Mam pytanie do Was...
Czy duze usta zawsze dobrze wygladaja,pasuja do twarzy ?
Czy jakby ludzie nie byli inni,a ulepieni tak samo ,czyli jakby takie same nosy mieli,takie same budowy ciala,
byli ulepieni na jakis tam przez kogos wymyslony ideal,to wtedy bylo by dobrze ? Ludzie byli by szczesliwi ?
Moim zdaniem piekne jest to ze ludzie sa rozni,roznie wygladajacy ,rozne rodzaje nosow,budowy cial,kolor wlosow,kolor oczow,i ten bezcenny spadek po przodkach/babci,dziadku - charakterystyczny nos,badz inna czesc,to jest piekne.
Przyroda rowniez jest w roznych odcieniach,ksztaltach,i to jest piekne i w kazdym mozna cos dostrzec ciekawego,intrygujacego,oryginalnego,a nie jakis klon/klonowanie ...
Jakie jest Wasze zdanie ?
1 2017-06-11 21:20:46 Ostatnio edytowany przez kavalie (2017-06-11 21:22:22)

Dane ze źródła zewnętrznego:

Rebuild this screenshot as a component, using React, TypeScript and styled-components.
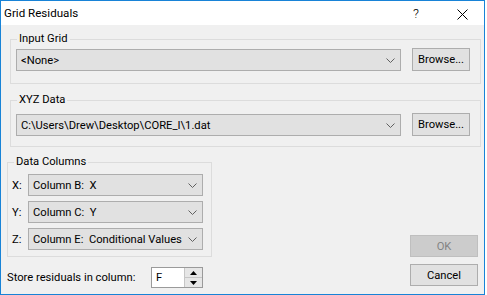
import React from "react";
import styled, { createGlobalStyle } from "styled-components";

const GlobalStyle = createGlobalStyle`
  html, body {
    margin: 0;
    padding: 0;
    background: #ffffff;
  }
  body {
    font-family: "Segoe UI", Roboto, "Noto Sans", sans-serif;
    font-size: 11.2px;
    color: #000000;
  }
`;

const Chevron = () => (
  <svg width="9" height="5" viewBox="0 0 9 5">
    <polyline points="0.5,0.5 4.5,4.5 8.5,0.5" fill="none" stroke="#606060" strokeWidth="1" />
  </svg>
);

const CloseIcon = () => (
  <svg width="11" height="11" viewBox="0 0 11 11">
    <line x1="0.5" y1="0.5" x2="10.5" y2="10.5" stroke="#000" strokeWidth="1" />
    <line x1="10.5" y1="0.5" x2="0.5" y2="10.5" stroke="#000" strokeWidth="1" />
  </svg>
);

const App = () => {
  return (
    <>
      <GlobalStyle />
      <Window>
        <TitleBar>
          <Title>Grid Residuals</Title>
          <HelpGlyph>?</HelpGlyph>
          <CloseButton>
            <CloseIcon />
          </CloseButton>
        </TitleBar>
        <Content>
          <Group $inset={3} $pad="8px 10px 12px 5px">
            <Legend>Input Grid</Legend>
            <FileRow>
              <Combo $width={385}>
                <ComboText>&lt;None&gt;</ComboText>
                <Chevron />
              </Combo>
              <Button $width={58} $height={23}>
                Browse...
              </Button>
            </FileRow>
          </Group>
          <Group $inset={3} $top={16} $pad="12px 10px 10px 5px">
            <Legend>XYZ Data</Legend>
            <FileRow>
              <Combo $width={385}>
                <ComboText>C:\Users\Drew\Desktop\CORE_I\1.dat</ComboText>
                <Chevron />
              </Combo>
              <Button $width={58} $height={23}>
                Browse...
              </Button>
            </FileRow>
          </Group>
          <BottomArea>
            <LeftColumn>
              <ColumnsGroup>
                <Legend>Data Columns</Legend>
                {[
                  ["X:", "Column B:  X"],
                  ["Y:", "Column C:  Y"],
                  ["Z:", "Column E:  Conditional Values"],
                ].map(([axis, value]) => (
                  <AxisRow key={axis}>
                    <AxisLabel>{axis}</AxisLabel>
                    <Combo $width={175}>
                      <ComboText>{value}</ComboText>
                      <Chevron />
                    </Combo>
                  </AxisRow>
                ))}
              </ColumnsGroup>
              <StoreRow>
                <StoreLabel>Store residuals in column:</StoreLabel>
                <SpinBox>
                  <SpinText>F</SpinText>
                  <SpinButtons>
                    <SpinButton>
                      <svg width="7" height="4" viewBox="0 0 7 4">
                        <polygon points="3.5,0 7,4 0,4" fill="#000" />
                      </svg>
                    </SpinButton>
                    <SpinButton>
                      <svg width="7" height="4" viewBox="0 0 7 4">
                        <polygon points="0,0 7,0 3.5,4" fill="#000" />
                      </svg>
                    </SpinButton>
                  </SpinButtons>
                </SpinBox>
              </StoreRow>
            </LeftColumn>
            <DialogButtons>
              <Button $width={68} $height={22} $disabled>
                OK
              </Button>
              <Button $width={68} $height={22}>
                Cancel
              </Button>
            </DialogButtons>
          </BottomArea>
        </Content>
      </Window>
    </>
  );
};

const Window = styled.div`
  width: 485px;
  height: 295px;
  box-sizing: border-box;
  border: 1px solid #1883d7;
  display: flex;
  flex-direction: column;
  background: #f0f0f0;
`;

const TitleBar = styled.div`
  height: 24px;
  background: #ffffff;
  display: flex;
  align-items: center;
  padding-left: 3px;
`;

const Title = styled.div`
  flex: 1;
  font-size: 11.6px;
  line-height: 15px;
  margin-top: 1px;
`;

const HelpGlyph = styled.div`
  font-size: 13px;
  font-weight: 300;
  line-height: 15px;
  margin-right: 38px;
  margin-top: 1px;
`;

const CloseButton = styled.div`
  display: flex;
  align-items: center;
  margin-right: 16px;
  margin-top: 2px;
`;

const Content = styled.div`
  flex: 1;
  background: #f0f0f0;
  padding: 14px 3px 0 6px;
  display: flex;
  flex-direction: column;
`;

const Group = styled.div<{ $inset?: number; $top?: number; $pad: string }>`
  position: relative;
  margin-left: ${(p) => p.$inset ?? 0}px;
  margin-top: ${(p) => p.$top ?? 0}px;
  padding: ${(p) => p.$pad};
  border: 1px solid #dcdcdc;
`;

const Legend = styled.div`
  position: absolute;
  top: -9px;
  left: 6px;
  padding: 0 2px;
  background: #f0f0f0;
  line-height: 15px;
  white-space: nowrap;
`;

const FileRow = styled.div`
  display: flex;
  align-items: flex-end;
  gap: 11px;
`;

const Combo = styled.div<{ $width: number }>`
  width: ${(p) => p.$width}px;
  height: 22px;
  box-sizing: border-box;
  border: 1px solid #adadad;
  background: #e1e1e1;
  display: flex;
  align-items: center;
  padding: 0 5px 0 4px;
`;

const ComboText = styled.div`
  flex: 1;
  white-space: pre;
  overflow: hidden;
  line-height: 15px;
`;

const Button = styled.div<{ $width: number; $height: number; $disabled?: boolean }>`
  width: ${(p) => p.$width}px;
  height: ${(p) => p.$height}px;
  box-sizing: border-box;
  border: 1px solid ${(p) => (p.$disabled ? "#bfbfbf" : "#adadad")};
  background: ${(p) => (p.$disabled ? "#cccccc" : "#e1e1e1")};
  color: ${(p) => (p.$disabled ? "#838383" : "#000000")};
  display: flex;
  align-items: center;
  justify-content: center;
  line-height: 15px;
`;

const BottomArea = styled.div`
  margin-top: 15px;
  display: flex;
  justify-content: space-between;
  align-items: flex-end;
`;

const LeftColumn = styled.div`
  display: flex;
  flex-direction: column;
`;

const ColumnsGroup = styled.div`
  position: relative;
  width: 205px;
  box-sizing: border-box;
  border: 1px solid #dcdcdc;
  padding: 11px 8px 6px 4px;
  display: flex;
  flex-direction: column;
  gap: 5px;
`;

const AxisRow = styled.div`
  display: flex;
  align-items: center;
`;

const AxisLabel = styled.div`
  width: 16px;
  line-height: 15px;
`;

const StoreRow = styled.div`
  margin-top: 10px;
  display: flex;
  align-items: center;
`;

const StoreLabel = styled.div`
  width: 144px;
  line-height: 15px;
`;

const SpinBox = styled.div`
  width: 52px;
  height: 21px;
  box-sizing: border-box;
  border: 1px solid #9a9a9a;
  background: #ffffff;
  display: flex;
`;

const SpinText = styled.div`
  flex: 1;
  padding-left: 4px;
  line-height: 19px;
`;

const SpinButtons = styled.div`
  width: 17px;
  display: flex;
  flex-direction: column;
  border-left: 1px solid #c6c6c6;
`;

const SpinButton = styled.div`
  flex: 1;
  background: #e6e6e6;
  display: flex;
  align-items: center;
  justify-content: center;
  & + & {
    border-top: 1px solid #c6c6c6;
  }
`;

const DialogButtons = styled.div`
  display: flex;
  flex-direction: column;
  gap: 7px;
  margin-right: 3px;
  margin-bottom: 2px;
`;

export default App;
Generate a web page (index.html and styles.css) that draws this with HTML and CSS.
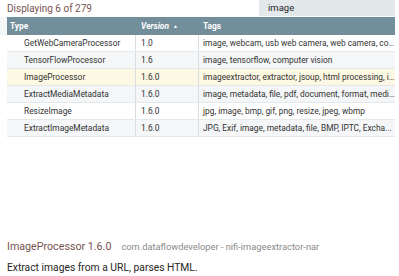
FILE: index.html
```html
<!DOCTYPE html>
<html lang="en">
<head>
  <meta charset="UTF-8" />
  <title>Add Processor</title>
  <link rel="stylesheet" href="styles.css">
</head>
<body>
  <div class="top-bar">
    <div class="displayed">Displaying 6 of 279</div>
    <div class="filter">image</div>
  </div>

  <div class="grid">
    <div class="gutter"></div>
    <div class="table">
      <div class="row head">
        <div class="cell c-type">Type</div>
        <div class="cell c-version">Version <span class="sort">&#9650;</span></div>
        <div class="cell c-tags">Tags</div>
      </div>
      <div class="row">
        <div class="cell c-type">GetWebCameraProcessor</div>
        <div class="cell c-version">1.0</div>
        <div class="cell c-tags">image, webcam, usb web camera, web camera, co...</div>
      </div>
      <div class="row odd">
        <div class="cell c-type">TensorFlowProcessor</div>
        <div class="cell c-version">1.6</div>
        <div class="cell c-tags">image, tensorflow, computer vision</div>
      </div>
      <div class="row selected">
        <div class="cell c-type">ImageProcessor</div>
        <div class="cell c-version">1.6.0</div>
        <div class="cell c-tags">imageextractor, extractor, jsoup, html processing, i...</div>
      </div>
      <div class="row odd">
        <div class="cell c-type">ExtractMediaMetadata</div>
        <div class="cell c-version">1.6.0</div>
        <div class="cell c-tags">image, metadata, file, pdf, document, format, medi...</div>
      </div>
      <div class="row">
        <div class="cell c-type">ResizeImage</div>
        <div class="cell c-version">1.6.0</div>
        <div class="cell c-tags">jpg, image, bmp, gif, png, resize, jpeg, wbmp</div>
      </div>
      <div class="row odd">
        <div class="cell c-type">ExtractImageMetadata</div>
        <div class="cell c-version">1.6.0</div>
        <div class="cell c-tags">JPG, Exif, image, metadata, file, BMP, IPTC, Excha...</div>
      </div>
    </div>
  </div>

  <div class="details">
    <div class="title">
      <span class="name">ImageProcessor 1.6.0</span>
      <span class="bundle">com.dataflowdeveloper - nifi-imageextractor-nar</span>
    </div>
    <p class="desc">Extract images from a URL, parses HTML.</p>
  </div>
</body>
</html>
```

FILE: styles.css
```css
body {
  font-family: 'Roboto', sans-serif;
  background-color: #ffffff;
  margin: 0;
  width: 399px;
  height: 276px;
  overflow: hidden;
  color: #262626;
}

.top-bar {
  display: flex;
  justify-content: space-between;
  align-items: flex-start;
  height: 17px;
}

.displayed {
  color: #775351;
  font-size: 10px;
  margin-left: 7px;
  line-height: 17px;
}

.filter {
  width: 127px;
  height: 16px;
  background-color: #e3e8eb;
  margin-right: 4px;
  padding-left: 9px;
  font-size: 9.5px;
  line-height: 15px;
  color: #262626;
}

.grid {
  display: flex;
}

.gutter {
  width: 7px;
  height: 18px;
  background-color: #f4f6f7;
}

.table {
  width: 388px;
}

.row {
  display: flex;
  height: 17px;
  border-bottom: 1px solid #e5e8ea;
  box-sizing: border-box;
  background-color: #ffffff;
  font-size: 8.4px;
  color: #333333;
}

.row.odd {
  background-color: #f4f6f7;
}

.row.selected {
  background-color: #fcf8e3;
}

.row.head {
  height: 18px;
  background-color: #728e9b;
  color: #ffffff;
  font-weight: bold;
  border-bottom: none;
}

.cell {
  line-height: 17px;
  white-space: nowrap;
  overflow: hidden;
  text-overflow: ellipsis;
  box-sizing: border-box;
  border-right: 1px solid #d8dde0;
}

.head .cell {
  line-height: 18px;
  border-right: none;
}

.c-type {
  width: 129px;
  padding-left: 17px;
}

.head .c-type {
  padding-left: 3px;
}

.c-version {
  width: 63px;
  padding-left: 5px;
}

.head .c-version {
  font-style: italic;
}

.sort {
  font-size: 5px;
  vertical-align: 1px;
  margin-left: 2px;
}

.c-tags {
  width: 196px;
  padding-left: 4px;
  border-right: none;
}

.details {
  margin-top: 103px;
  padding-left: 7px;
}

.title {
  display: flex;
  align-items: baseline;
  gap: 10px;
}

.name {
  color: #775351;
  font-size: 10.7px;
}

.bundle {
  color: #8a8a8a;
  font-size: 9.3px;
}

.desc {
  margin: 8px 0 0 0;
  font-size: 10.3px;
}
```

Moje zdanie jest takie że nie można oceniać elementów w oderwaniu od całości. To tak jak z muzyką - mamy utwór muzyczny składający się z melodii, brzmienia, rytmu etc., które tworzą całość, i dopiero jako całość mają sens.
Jeśli chodzo o urodę to wielu ludzi popełnia błąd 'kalecząc' przedmiot (tutaj mam na myśli człowieka - siebie samego, innego) rozkładając go na części, i poddając ocenie je same oddzielone od reszty. Wydaje mi się że przyczyną może być w wielu przypadkach to samo co u ludzi nie łapiących sedna wypowiedzi, a koncentrujących uwagę na nieistotnych dla przekazu porównaniach rozmówcy. Są ludzie którzy np. uważają Magdę Szejbal za brzydką (zapewne zafiksowując spojrzenie na jej nosie) nie dostrzegając kompletnie że jej rysy są ciekawie/dobrze skomponowane, a ona sama ma niewątpliwie coś z kubistycznego arcydzieła.
To oczywiste że nie każde duże usta pasują do twarzy, i że nie każde (same w sobie) dobrze wyglądają. Jako ciekawostkę mogę Ci powiedzieć że jako nastolatka uroiłam sobie że mam zbyt duże (usta), i że na pewno w każdym wzbudzam tym wstręt. Planowałam nawet że gdy dorosnę, i będę zarabiać uzbieram sobie na operację plastyczną zwężania (chyba nawet takich zabiegów nie ma...). Na szczęście tak jakoś ok. 21- roku życia nauczyłam się spoglądając w lustro patrzeć na siebie jak na obcą osobę, i ujrzałam jak jest naprawdę - czyli że nie mam zbyt dużych ust, że wyglądają bardzo dobrze, i pasują do reszty. Swoją drogą - w tamtym (tj. nastoletnim) okresie życia uważałam że duze usta to coś w rodzaju defektu, i każdy się takimi brzydzi; dziś patrzę raczej całościowo.